I haven’t looked at these in a while:

First 1/3rd of my investments:

ALLIANZ NFJ INTL VALUE INST 5%

RETIREMENT 2055 FUND 10%

PIMCO ALL ASSET, INST. 10%

EQUITY INDEX TRUST CLASS C 10%

VALUE FUND 15%

SMALL-CAP VALUE FUND 15%

HIGH YIELD FUND 10%

MID-CAP GROWTH FUND 15%

BALANCED FUND 10%


Second 1/3rd of my investments:

G Fund Government Securities 9.57%

F Fund Fixed Income Index 17.23%

C Fund Common Stock Index 23.89%

S Fund Small Cap Stock Index 23.32%

I Fund International Stock Index 10.69%

And my actively managed peer lending bond portfolio is roughly 1/3rd of my entire investments:

Average Loan Profile (weighted by loan size) Loan Size: $25 Inquiries: 0.6 Monthly Income: $7136 Credit History: 16.4 yrs Open Lines: 11.3 Total Lines: 26.7 % Utilization: 59% Revolving Debt: $21029 Average DTI: 15% Has Mortgage: 58.6% 2yr DQ’s > 0: 1.7% Owns Home: 3.4% Public Records > 0: 2.1% Renter: 37.9%

Rawraw, are your actively managed funds beating their benchmark?

They were during all the violatility.

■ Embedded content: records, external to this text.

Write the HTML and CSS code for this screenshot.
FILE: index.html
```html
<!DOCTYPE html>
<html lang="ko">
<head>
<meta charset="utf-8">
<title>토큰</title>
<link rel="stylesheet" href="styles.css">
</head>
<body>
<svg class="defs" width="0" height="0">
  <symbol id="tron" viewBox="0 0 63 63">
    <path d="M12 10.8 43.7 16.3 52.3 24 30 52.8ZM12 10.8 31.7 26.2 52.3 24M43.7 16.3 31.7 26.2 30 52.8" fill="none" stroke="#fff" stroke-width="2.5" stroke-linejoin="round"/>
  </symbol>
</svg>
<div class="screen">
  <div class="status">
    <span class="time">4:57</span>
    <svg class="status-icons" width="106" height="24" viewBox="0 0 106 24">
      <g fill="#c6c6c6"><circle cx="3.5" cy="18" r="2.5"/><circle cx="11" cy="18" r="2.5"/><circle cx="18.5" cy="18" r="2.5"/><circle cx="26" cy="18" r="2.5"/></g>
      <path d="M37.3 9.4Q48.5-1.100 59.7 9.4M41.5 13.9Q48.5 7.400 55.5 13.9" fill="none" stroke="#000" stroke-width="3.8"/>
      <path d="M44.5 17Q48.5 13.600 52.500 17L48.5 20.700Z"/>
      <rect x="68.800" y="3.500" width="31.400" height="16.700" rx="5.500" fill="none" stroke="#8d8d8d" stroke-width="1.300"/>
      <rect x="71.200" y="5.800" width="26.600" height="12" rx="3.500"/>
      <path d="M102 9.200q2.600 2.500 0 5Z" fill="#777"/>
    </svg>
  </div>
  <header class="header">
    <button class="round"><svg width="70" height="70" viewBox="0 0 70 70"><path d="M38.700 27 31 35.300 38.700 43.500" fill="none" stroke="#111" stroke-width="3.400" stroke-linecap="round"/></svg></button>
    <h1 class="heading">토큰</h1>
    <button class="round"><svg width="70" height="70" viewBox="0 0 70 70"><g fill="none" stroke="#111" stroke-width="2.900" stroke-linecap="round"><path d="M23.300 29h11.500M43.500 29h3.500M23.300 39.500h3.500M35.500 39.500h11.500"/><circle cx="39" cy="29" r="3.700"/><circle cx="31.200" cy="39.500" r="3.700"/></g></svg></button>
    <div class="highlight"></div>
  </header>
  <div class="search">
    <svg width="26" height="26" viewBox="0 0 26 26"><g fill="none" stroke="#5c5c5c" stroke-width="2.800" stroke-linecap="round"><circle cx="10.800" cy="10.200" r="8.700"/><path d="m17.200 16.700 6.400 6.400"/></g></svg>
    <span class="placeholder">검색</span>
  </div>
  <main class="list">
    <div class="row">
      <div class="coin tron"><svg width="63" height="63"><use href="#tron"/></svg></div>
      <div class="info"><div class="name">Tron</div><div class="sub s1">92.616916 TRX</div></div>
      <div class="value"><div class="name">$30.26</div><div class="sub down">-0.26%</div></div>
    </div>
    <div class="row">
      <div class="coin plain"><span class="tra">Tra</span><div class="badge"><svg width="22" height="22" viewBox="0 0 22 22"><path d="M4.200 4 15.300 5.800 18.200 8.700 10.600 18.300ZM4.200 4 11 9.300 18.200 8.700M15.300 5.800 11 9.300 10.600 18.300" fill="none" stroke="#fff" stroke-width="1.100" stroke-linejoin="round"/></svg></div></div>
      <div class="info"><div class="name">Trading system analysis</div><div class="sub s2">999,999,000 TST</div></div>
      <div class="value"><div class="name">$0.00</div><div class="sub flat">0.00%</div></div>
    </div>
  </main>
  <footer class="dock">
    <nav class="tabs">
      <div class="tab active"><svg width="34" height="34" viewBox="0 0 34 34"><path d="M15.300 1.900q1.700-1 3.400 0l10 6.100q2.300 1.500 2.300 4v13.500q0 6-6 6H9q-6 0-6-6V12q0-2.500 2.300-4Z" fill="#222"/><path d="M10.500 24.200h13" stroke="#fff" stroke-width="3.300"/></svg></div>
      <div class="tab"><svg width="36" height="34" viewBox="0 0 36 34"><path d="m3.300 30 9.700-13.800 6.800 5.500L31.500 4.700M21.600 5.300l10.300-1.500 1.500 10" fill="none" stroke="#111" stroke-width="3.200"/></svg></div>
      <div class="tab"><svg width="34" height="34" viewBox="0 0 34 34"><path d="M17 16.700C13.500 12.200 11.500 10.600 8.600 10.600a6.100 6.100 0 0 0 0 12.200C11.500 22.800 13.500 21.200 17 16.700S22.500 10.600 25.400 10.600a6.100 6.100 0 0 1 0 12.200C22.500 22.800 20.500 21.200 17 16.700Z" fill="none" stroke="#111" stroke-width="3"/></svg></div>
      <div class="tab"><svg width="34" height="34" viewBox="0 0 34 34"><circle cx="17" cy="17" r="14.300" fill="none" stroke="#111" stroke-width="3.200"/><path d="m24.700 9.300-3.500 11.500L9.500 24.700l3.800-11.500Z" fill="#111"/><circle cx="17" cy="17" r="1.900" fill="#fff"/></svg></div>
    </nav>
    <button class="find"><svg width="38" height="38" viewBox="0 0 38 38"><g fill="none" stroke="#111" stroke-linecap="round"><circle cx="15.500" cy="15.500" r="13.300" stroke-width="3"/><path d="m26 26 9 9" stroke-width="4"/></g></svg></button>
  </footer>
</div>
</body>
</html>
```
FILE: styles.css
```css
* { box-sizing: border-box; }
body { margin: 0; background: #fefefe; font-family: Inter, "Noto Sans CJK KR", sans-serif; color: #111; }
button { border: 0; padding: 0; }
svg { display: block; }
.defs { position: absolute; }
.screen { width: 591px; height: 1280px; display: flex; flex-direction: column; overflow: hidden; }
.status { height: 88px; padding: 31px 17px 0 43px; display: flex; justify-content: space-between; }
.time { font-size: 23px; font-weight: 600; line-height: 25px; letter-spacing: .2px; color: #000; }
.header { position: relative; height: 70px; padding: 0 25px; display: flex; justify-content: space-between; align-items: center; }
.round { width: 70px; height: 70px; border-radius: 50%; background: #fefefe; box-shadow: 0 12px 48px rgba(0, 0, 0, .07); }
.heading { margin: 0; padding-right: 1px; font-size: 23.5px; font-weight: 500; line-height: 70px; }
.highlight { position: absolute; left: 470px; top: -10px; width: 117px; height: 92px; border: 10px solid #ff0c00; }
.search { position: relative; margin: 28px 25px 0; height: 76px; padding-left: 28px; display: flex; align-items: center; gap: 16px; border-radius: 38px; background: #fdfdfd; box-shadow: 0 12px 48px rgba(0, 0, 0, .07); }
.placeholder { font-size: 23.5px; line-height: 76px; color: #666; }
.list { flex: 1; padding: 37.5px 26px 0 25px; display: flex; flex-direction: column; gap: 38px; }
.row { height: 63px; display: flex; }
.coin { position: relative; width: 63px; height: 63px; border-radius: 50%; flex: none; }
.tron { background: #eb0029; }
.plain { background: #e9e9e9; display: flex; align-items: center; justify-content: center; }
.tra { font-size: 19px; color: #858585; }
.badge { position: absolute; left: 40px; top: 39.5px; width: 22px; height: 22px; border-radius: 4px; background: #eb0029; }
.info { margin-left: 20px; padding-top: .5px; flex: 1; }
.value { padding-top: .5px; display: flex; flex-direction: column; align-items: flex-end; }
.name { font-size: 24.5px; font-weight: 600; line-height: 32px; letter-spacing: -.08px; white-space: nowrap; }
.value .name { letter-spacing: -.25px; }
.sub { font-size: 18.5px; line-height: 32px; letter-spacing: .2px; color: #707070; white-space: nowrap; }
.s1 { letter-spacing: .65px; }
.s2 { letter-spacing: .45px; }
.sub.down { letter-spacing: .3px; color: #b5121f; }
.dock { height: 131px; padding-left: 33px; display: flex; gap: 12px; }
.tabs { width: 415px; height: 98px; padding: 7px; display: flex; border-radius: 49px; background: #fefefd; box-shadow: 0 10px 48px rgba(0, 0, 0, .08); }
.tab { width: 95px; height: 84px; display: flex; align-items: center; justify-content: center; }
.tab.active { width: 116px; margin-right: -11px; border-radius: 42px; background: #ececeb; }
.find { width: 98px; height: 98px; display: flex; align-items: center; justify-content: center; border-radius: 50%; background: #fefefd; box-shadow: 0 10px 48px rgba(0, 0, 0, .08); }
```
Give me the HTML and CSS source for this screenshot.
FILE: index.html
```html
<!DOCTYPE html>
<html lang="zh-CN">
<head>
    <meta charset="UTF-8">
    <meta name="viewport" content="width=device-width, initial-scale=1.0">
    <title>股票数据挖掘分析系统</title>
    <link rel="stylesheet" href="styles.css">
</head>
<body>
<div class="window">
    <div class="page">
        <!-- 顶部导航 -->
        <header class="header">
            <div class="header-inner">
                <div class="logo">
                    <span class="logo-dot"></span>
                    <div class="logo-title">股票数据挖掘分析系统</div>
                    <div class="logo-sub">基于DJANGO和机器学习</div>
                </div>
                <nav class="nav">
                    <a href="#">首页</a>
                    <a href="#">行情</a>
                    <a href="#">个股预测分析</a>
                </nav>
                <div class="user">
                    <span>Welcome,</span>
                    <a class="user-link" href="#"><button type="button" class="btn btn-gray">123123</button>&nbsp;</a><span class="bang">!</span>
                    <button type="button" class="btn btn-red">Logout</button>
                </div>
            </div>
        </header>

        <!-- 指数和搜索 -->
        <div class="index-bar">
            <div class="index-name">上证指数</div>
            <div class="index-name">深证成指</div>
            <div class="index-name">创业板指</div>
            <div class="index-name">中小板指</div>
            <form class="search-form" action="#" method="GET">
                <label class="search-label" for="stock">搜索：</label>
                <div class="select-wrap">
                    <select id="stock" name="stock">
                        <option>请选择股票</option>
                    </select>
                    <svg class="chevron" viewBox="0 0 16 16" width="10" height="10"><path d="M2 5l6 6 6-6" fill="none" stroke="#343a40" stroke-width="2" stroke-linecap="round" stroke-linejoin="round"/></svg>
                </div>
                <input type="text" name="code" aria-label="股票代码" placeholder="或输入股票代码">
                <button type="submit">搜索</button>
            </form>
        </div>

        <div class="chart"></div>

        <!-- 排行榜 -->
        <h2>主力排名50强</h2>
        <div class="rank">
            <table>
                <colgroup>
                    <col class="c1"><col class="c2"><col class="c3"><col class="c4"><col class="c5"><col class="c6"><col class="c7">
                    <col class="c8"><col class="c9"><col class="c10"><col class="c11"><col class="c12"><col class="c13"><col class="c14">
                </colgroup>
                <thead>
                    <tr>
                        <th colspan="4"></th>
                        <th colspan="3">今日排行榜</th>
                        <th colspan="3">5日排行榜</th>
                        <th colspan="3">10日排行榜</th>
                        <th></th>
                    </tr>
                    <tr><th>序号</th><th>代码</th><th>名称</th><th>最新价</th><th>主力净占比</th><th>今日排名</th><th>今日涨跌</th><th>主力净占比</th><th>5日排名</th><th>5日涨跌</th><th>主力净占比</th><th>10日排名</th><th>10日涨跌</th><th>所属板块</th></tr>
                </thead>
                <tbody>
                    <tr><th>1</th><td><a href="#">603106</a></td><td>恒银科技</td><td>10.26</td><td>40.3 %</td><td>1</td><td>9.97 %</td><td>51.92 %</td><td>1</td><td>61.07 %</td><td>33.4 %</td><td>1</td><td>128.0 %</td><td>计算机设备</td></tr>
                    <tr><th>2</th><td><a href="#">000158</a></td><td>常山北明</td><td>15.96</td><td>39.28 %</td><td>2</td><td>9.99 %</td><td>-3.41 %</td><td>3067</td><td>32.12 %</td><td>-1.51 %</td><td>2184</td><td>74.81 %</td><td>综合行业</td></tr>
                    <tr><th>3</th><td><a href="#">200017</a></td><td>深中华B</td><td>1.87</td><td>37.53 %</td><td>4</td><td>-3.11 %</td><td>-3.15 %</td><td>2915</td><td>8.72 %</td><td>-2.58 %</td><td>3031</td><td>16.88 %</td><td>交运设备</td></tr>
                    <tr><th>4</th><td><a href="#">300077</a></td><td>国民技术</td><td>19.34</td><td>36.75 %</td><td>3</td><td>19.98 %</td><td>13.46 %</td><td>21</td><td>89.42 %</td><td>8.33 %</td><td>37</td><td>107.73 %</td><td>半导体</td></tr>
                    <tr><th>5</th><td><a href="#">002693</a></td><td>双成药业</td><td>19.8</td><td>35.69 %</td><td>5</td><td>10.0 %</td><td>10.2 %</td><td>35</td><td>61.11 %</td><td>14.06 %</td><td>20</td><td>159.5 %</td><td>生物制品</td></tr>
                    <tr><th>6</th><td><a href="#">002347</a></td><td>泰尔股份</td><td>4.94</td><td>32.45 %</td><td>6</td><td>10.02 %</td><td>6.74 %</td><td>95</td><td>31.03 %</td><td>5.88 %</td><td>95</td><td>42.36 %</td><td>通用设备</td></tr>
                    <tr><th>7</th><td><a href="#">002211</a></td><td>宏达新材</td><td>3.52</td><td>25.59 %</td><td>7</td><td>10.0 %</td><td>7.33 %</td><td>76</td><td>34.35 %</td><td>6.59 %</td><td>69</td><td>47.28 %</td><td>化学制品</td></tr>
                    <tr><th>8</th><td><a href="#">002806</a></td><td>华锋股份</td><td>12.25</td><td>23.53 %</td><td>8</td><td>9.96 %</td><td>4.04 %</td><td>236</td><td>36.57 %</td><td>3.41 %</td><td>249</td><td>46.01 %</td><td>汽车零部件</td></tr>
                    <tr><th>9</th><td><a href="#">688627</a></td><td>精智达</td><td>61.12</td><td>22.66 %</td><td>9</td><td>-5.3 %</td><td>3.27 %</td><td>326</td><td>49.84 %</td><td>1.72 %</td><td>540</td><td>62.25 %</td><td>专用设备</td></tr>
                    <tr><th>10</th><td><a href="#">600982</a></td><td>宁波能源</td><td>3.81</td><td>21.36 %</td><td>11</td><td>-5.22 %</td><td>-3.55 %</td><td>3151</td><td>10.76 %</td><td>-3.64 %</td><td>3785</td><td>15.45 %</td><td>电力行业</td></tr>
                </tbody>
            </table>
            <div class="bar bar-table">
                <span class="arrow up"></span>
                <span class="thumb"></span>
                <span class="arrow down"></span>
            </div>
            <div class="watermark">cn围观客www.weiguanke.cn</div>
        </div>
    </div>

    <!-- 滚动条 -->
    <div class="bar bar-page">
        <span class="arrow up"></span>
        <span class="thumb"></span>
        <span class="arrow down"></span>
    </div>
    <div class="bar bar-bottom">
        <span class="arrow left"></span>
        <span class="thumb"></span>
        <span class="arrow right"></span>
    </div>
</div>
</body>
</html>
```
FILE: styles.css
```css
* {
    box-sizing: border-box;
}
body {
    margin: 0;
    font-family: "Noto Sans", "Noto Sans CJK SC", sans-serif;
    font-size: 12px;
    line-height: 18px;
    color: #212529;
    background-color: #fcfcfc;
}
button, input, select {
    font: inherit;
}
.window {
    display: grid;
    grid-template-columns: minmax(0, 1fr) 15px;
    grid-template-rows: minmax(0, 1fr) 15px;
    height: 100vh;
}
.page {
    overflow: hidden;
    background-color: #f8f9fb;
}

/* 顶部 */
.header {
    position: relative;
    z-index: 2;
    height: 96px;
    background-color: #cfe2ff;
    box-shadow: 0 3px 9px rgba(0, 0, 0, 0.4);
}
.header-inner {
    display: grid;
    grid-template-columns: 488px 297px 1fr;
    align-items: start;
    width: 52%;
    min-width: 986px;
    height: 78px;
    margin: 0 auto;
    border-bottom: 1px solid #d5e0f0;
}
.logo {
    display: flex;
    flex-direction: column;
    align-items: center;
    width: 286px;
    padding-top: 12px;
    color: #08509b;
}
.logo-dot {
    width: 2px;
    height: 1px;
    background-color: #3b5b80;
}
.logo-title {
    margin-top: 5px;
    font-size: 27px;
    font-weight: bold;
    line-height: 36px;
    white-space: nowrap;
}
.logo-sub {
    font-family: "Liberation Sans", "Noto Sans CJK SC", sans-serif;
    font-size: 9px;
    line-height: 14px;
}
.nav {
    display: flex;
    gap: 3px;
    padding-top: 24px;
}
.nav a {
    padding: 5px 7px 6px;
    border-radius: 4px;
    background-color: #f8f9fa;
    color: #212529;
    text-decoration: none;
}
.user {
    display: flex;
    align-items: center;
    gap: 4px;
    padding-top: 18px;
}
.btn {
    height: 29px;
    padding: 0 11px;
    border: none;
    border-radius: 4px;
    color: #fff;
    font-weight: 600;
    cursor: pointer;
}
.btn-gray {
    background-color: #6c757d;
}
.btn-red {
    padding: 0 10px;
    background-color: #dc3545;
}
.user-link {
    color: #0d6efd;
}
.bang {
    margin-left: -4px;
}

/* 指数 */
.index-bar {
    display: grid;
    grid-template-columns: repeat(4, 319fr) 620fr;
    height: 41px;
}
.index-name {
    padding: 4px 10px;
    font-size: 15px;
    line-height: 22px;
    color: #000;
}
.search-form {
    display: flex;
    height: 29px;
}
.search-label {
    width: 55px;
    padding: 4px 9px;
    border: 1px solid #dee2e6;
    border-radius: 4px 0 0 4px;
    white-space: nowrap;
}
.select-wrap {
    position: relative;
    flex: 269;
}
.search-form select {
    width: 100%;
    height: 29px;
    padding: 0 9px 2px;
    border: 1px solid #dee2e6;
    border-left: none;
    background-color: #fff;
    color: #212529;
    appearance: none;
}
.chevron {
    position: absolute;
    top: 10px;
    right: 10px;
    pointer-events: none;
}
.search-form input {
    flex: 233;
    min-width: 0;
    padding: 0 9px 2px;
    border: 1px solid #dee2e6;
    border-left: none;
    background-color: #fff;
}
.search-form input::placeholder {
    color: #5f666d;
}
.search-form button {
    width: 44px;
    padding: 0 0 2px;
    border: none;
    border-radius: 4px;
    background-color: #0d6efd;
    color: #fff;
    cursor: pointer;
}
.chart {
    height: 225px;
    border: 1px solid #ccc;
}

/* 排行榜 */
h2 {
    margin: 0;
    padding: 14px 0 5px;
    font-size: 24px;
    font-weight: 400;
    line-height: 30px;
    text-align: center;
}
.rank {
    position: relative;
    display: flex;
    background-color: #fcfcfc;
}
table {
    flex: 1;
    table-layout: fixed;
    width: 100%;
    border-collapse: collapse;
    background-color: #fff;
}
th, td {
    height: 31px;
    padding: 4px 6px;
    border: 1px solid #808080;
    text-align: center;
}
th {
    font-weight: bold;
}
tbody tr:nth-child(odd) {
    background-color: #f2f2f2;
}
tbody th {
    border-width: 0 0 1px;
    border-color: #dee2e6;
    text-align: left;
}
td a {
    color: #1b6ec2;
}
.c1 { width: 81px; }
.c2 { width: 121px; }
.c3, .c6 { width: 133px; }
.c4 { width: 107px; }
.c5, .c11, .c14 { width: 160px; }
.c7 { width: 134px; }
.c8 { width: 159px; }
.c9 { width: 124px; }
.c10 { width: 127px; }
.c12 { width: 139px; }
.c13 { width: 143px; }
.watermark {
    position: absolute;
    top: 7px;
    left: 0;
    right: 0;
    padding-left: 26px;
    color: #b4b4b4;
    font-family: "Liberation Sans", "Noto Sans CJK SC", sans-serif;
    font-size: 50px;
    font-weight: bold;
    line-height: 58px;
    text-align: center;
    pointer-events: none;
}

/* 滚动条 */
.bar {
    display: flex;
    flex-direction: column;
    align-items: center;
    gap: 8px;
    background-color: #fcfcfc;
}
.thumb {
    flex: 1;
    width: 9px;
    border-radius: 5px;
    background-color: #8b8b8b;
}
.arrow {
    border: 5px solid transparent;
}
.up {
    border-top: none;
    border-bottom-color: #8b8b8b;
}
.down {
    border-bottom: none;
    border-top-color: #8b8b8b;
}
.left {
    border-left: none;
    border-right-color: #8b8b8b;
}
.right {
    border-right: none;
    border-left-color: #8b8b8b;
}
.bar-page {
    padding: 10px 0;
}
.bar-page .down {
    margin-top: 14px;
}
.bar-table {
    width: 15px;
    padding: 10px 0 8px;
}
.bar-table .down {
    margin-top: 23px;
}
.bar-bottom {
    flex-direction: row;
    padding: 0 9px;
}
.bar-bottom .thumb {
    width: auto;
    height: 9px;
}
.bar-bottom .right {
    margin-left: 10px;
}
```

They just started to underperform this past month.

Can you also post last 4 digits of SSN, bank account number, and also your mother’s maiden name? This is for… discussion purposes…

^.-

50/50 - ETFs and individual stocks. 0 Bonds. Some cash. (Used to be 30% bond ETFs and CDs and 10% PMs in 2007 but I’ve been selling them over the last 5 years to buy stocks.)

50% ETF = approx 10% each of US large cap, Emerging large-cap, Europe+Japan large cap, Dividend growers and 5% each of REITs and utilities.

50% individual stocks from largest to smallest - BRK/B (in taxable AND tax-exempt - I really believe in WEB), SCCO ( low-basis, bought in 2005 and it kept growing), BKE, large consumer staples like HNZ, KMB; out-of-favor techs like QSII, INTC, DELL; out-of-favor industrials (bought in Fall 2011 when they fell through the floor) like ITW, EMR, etc.

Very recently trimmed to about 90% stocks+ETF and 10% cash. I am not a market timer but I gave in to the temptation. Like someone (Munger/Graham) said - the hardest thing to do is sit still on your ass and do nothing. Even though 9 times out of 10 that turns out to be the right thing to do.